Results of closed polls:
Because the Mysterium Committee is committed to being open, we provide the tabulated results of our polls here:
Mysterium 2008 Location Survey Results - ended March 15th, 2008
Mysterium 2008 Date and Attendance Survey Results - ended March 15th, 2008
Our polling methods:
Internally, the Mysterium Committee is run by consensus: we care that any minority voice is heard, simply because being in the minority does not mean that your input is invalid. So we also express that sentiment in some of our surveys. In our ‘ranked’ surveys, where you rank your preferences from most-desirable to least-desirable, the method being used is also called the Borda count. From Wikipedia, “Because it sometimes elects broadly acceptable candidates, rather than those preferred by the majority, the Borda count is often described as a consensus-based electoral system, rather than a majoritarian one.”

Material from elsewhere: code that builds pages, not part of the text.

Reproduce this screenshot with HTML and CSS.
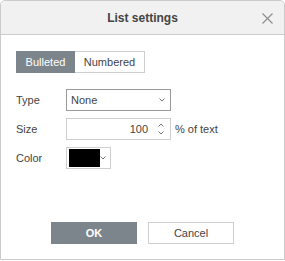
FILE: index.html
```html
<!DOCTYPE html>
<html lang="en">
<head>
  <meta charset="UTF-8" />
  <title>List settings</title>
  <link rel="stylesheet" href="styles.css">
</head>
<body>
  <div class="dialog">
    <header class="dialog-header">
      <h1>List settings</h1>
      <span class="close">
        <svg width="11" height="11" viewBox="0 0 11 11"><path d="M0.5 0.5L10.5 10.5M10.5 0.5L0.5 10.5" stroke="#8f8f8f" stroke-width="1.2" fill="none"/></svg>
      </span>
    </header>

    <div class="dialog-body">
      <div class="segment">
        <button class="seg active">Bulleted</button>
        <button class="seg">Numbered</button>
      </div>

      <div class="row">
        <label>Type</label>
        <div class="field select">
          <span>None</span>
          <svg class="caret" width="6" height="4" viewBox="0 0 6 4"><path d="M0.5 0.5L3 3L5.5 0.5" stroke="#777" fill="none"/></svg>
        </div>
      </div>

      <div class="row">
        <label>Size</label>
        <div class="field spin">
          <span class="num">100</span>
          <span class="arrows">
            <svg width="6" height="4" viewBox="0 0 6 4"><path d="M0.5 3.5L3 1L5.5 3.5" stroke="#777" fill="none"/></svg>
            <svg width="6" height="4" viewBox="0 0 6 4"><path d="M0.5 0.5L3 3L5.5 0.5" stroke="#777" fill="none"/></svg>
          </span>
        </div>
        <span class="unit">% of text</span>
      </div>

      <div class="row">
        <label>Color</label>
        <div class="field color">
          <span class="swatch"></span>
          <svg class="caret" width="6" height="4" viewBox="0 0 6 4"><path d="M0.5 0.5L3 3L5.5 0.5" stroke="#777" fill="none"/></svg>
        </div>
      </div>
    </div>

    <footer class="dialog-footer">
      <button class="btn primary">OK</button>
      <button class="btn">Cancel</button>
    </footer>
  </div>
</body>
</html>
```

FILE: styles.css
```css
body {
  margin: 0;
  background: #fff;
  font-family: 'Liberation Sans', Arial, sans-serif;
  font-size: 11px;
  color: #444;
}

.dialog {
  width: 285px;
  height: 260px;
  box-sizing: border-box;
  border: 1px solid #cbcbcb;
  border-radius: 5px 5px 0 0;
  display: flex;
  flex-direction: column;
  background: #fff;
}

.dialog-header {
  height: 33px;
  background: #f1f1f1;
  border-bottom: 1px solid #cbcbcb;
  border-radius: 5px 5px 0 0;
  display: flex;
  align-items: center;
  justify-content: center;
  position: relative;
}

.dialog-header h1 {
  margin: 0;
  font-size: 12px;
  font-weight: bold;
  color: #444;
}

.close {
  position: absolute;
  right: 11px;
  top: 12px;
  line-height: 0;
}

.dialog-body {
  padding: 16px 15px 0;
  flex: 1;
}

.segment {
  display: flex;
  margin-bottom: 16px;
}

.seg {
  height: 22px;
  padding: 0;
  font: inherit;
  font-size: 11px;
  border: 1px solid #cfcfcf;
  background: #fff;
  color: #444;
}

.seg:first-child {
  width: 59px;
}

.seg:last-child {
  width: 70px;
  border-left: none;
}

.seg.active {
  background: #7d858c;
  border-color: #7d858c;
  color: #fff;
}

.row {
  display: flex;
  align-items: center;
  height: 22px;
  margin-bottom: 7px;
}

.row label {
  width: 50px;
}

.field {
  height: 22px;
  box-sizing: border-box;
  border: 1px solid #cfcfcf;
  display: flex;
  align-items: center;
}

.select {
  width: 105px;
  border-color: #9a9a9a;
  padding: 0 5px 0 4px;
  justify-content: space-between;
}

.spin {
  width: 105px;
  justify-content: flex-end;
  padding-right: 4px;
}

.spin .num {
  margin-right: 8px;
}

.arrows {
  display: flex;
  flex-direction: column;
  gap: 4px;
  width: 10px;
  align-items: center;
}

.arrows svg {
  display: block;
}

.unit {
  margin-left: 4px;
}

.color {
  width: 45px;
  padding: 0 4px 0 2px;
  justify-content: space-between;
}

.swatch {
  width: 31px;
  height: 18px;
  background: #000;
}

.dialog-footer {
  display: flex;
  justify-content: center;
  gap: 11px;
  padding-bottom: 15px;
}

.btn {
  width: 86px;
  height: 22px;
  padding: 0;
  font: inherit;
  font-size: 11px;
  border: 1px solid #cfcfcf;
  background: #fff;
  color: #444;
}

.btn.primary {
  background: #7d858c;
  border-color: #7d858c;
  color: #fff;
  font-weight: bold;
}
```
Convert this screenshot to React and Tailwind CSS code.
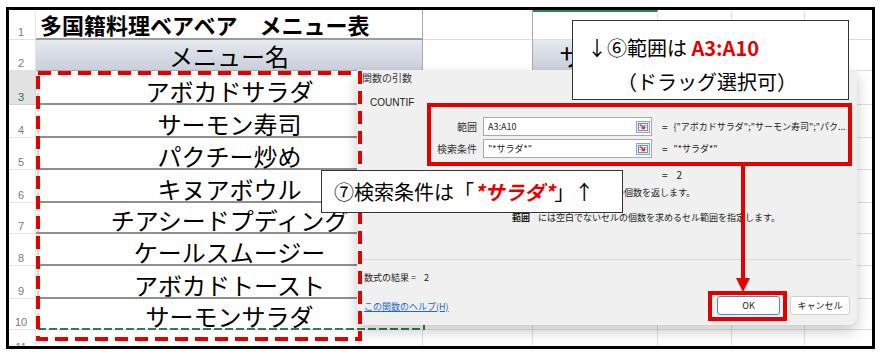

Of course, we use this method only where it makes sense. For example, it would make sense to choose a location using this method, but it would not make sense to ask people if they will be attending Mysterium using this method.
A basic explanation of our ranked surveys is as follows: Since there were 7 location candidates for the location poll, you were asked to rank the 7 candidates from most-preferable to least-preferable. After the survey was closed, we assigned points to the candidates based on how many votes in each ‘ranking’ they received. Thus, the first-choice votes were multiplied by 7 for each location, the second-choice votes by 6, and so on for each location. This means, then, that the last-choice points would count the least, assigning only one point to that city.
For example, in our 2008 Location Survey, Boston overwhelmingly received the most number of first-choice votes. Those votes count the most. The runner-up in terms of first-choice votes was Atlanta. Thus, if we had just run a simple ‘pick-one’ survey, Boston would have came in first, with Atlanta in second. However, when the results of our ranked survey were assigned weighted points in respect to their various rankings, Pittsburgh actually came in second, because it received more 2nd, 3rd, and 4th-choice votes than Atlanta. Those positions are worth more together weighted than the first-choice votes. In the same token, Detroit came in dead last because it received the most worthless points, essentially; it was 38 people’s LAST choice, the overwhelming majority of last-choices.